▶ Data shown
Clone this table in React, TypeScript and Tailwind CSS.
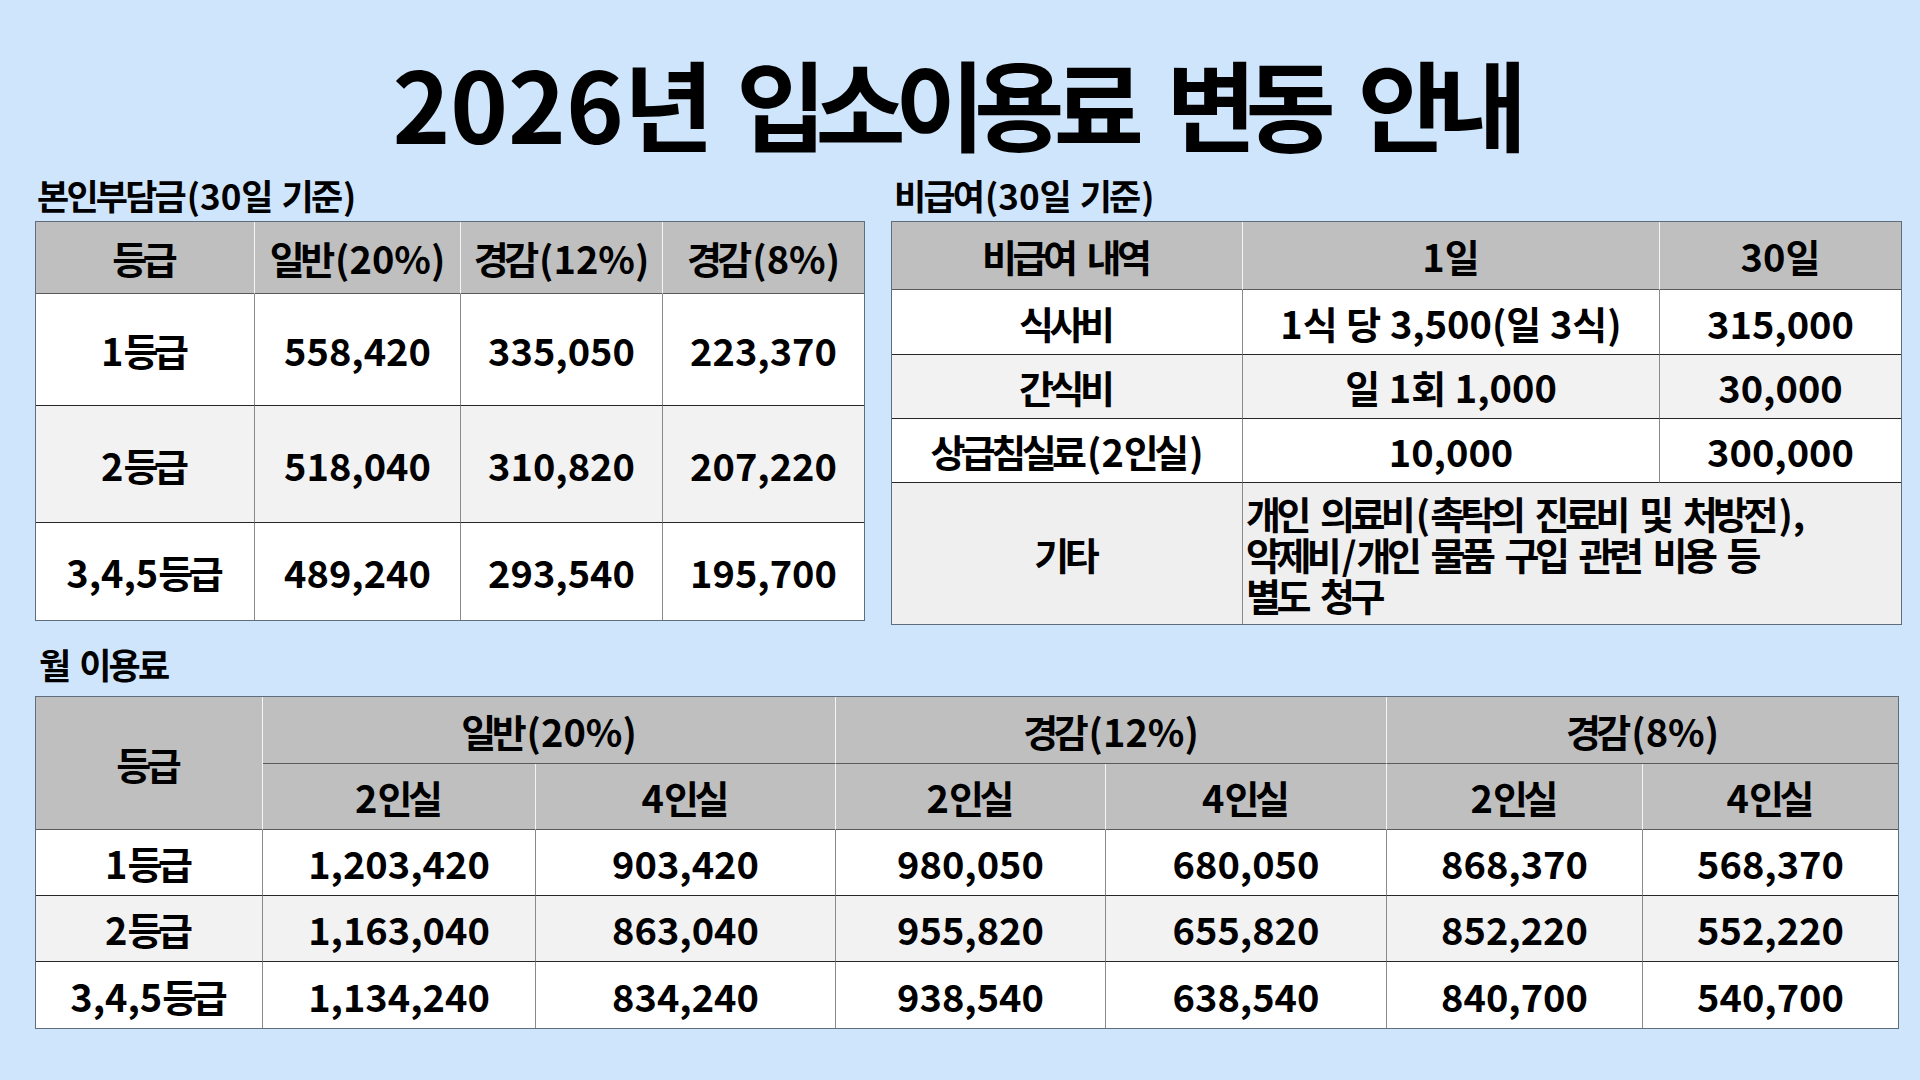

--

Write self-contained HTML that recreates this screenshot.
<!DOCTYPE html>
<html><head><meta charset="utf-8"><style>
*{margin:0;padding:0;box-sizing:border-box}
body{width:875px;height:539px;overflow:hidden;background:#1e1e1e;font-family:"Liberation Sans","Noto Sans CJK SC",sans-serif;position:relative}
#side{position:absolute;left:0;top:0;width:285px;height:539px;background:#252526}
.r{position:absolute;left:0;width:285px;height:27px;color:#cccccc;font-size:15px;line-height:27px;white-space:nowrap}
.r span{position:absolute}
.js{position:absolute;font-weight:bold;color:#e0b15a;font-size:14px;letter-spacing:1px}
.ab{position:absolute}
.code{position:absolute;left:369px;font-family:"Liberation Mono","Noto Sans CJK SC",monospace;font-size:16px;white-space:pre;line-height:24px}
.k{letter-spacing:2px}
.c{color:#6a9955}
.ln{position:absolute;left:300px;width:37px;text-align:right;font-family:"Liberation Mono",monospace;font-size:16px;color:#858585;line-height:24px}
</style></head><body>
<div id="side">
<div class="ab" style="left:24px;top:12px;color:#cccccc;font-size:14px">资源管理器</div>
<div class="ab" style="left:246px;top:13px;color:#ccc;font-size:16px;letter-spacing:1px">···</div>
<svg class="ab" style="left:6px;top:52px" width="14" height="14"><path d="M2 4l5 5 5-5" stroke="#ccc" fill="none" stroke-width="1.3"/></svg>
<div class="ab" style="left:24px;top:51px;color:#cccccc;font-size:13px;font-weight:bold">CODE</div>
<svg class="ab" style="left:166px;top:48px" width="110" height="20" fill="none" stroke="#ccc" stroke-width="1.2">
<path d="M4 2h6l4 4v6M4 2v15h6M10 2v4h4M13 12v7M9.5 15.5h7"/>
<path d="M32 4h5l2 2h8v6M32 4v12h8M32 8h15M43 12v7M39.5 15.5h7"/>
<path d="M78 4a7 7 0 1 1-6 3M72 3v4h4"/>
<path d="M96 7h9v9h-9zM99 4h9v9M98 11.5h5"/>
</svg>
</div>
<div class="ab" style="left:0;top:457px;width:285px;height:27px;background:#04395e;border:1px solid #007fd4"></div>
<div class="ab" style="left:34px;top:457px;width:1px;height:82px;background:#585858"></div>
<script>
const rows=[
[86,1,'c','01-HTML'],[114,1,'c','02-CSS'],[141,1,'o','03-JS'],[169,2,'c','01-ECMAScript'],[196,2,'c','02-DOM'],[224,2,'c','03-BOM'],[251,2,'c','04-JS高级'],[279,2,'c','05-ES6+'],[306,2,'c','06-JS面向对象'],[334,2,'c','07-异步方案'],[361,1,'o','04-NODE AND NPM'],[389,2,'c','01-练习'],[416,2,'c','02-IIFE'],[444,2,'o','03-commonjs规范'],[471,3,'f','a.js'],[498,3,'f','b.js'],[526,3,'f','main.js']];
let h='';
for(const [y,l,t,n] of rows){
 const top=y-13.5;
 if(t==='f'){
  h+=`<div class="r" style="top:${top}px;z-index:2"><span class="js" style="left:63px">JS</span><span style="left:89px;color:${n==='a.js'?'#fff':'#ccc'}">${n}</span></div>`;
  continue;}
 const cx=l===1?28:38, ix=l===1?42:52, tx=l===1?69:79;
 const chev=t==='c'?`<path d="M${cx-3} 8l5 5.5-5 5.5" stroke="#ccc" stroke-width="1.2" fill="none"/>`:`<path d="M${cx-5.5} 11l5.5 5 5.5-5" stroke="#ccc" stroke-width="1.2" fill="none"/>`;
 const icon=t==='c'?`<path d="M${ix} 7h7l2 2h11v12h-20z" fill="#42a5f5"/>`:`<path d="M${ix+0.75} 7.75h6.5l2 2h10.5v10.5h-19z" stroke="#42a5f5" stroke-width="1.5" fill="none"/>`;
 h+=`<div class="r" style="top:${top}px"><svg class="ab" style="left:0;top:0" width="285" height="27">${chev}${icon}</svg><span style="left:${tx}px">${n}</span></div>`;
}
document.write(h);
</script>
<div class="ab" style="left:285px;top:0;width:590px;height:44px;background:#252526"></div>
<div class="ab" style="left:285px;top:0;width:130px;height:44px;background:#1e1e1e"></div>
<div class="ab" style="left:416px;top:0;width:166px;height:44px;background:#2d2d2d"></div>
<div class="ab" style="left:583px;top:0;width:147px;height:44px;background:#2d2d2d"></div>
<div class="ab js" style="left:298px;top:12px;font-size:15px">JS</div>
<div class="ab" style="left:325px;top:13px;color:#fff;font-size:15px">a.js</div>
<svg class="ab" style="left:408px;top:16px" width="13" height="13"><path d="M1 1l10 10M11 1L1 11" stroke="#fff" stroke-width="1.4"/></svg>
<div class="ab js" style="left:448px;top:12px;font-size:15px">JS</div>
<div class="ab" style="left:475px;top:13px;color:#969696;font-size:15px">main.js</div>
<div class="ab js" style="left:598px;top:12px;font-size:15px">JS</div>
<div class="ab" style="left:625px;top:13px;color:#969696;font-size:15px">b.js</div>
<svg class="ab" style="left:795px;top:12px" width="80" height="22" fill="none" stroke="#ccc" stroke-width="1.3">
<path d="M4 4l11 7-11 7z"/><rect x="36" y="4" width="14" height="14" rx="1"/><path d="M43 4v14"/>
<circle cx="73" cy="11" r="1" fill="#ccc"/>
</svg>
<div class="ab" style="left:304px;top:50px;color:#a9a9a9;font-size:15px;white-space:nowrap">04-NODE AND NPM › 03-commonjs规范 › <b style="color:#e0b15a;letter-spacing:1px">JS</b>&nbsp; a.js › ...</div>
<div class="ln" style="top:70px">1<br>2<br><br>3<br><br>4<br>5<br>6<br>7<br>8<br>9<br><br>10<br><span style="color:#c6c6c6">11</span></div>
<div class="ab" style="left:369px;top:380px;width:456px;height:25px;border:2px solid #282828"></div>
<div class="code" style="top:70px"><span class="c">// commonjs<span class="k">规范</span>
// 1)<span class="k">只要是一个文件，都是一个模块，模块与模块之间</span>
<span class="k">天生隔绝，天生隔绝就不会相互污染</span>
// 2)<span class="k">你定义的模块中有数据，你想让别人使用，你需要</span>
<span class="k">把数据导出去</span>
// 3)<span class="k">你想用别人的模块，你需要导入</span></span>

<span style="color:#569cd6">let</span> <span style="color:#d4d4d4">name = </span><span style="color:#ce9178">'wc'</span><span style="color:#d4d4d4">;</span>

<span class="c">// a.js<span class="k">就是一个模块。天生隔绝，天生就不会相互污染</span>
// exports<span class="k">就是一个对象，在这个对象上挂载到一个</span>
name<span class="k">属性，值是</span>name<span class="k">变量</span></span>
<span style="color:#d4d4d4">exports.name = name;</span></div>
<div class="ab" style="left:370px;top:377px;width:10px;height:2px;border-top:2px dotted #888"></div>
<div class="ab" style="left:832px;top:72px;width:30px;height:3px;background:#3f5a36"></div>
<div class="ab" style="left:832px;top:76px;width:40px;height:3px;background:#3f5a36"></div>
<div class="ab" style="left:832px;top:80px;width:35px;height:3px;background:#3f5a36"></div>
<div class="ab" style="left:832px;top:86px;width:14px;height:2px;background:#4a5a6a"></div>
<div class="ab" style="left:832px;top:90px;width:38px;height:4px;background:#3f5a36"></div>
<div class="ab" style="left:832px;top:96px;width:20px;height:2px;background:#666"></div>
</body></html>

▶ Task to complete
Copy out each line of the material that holds the word "this".

▶ Result below
Clone this table in React, TypeScript and Tailwind CSS.
Write self-contained HTML that recreates this screenshot.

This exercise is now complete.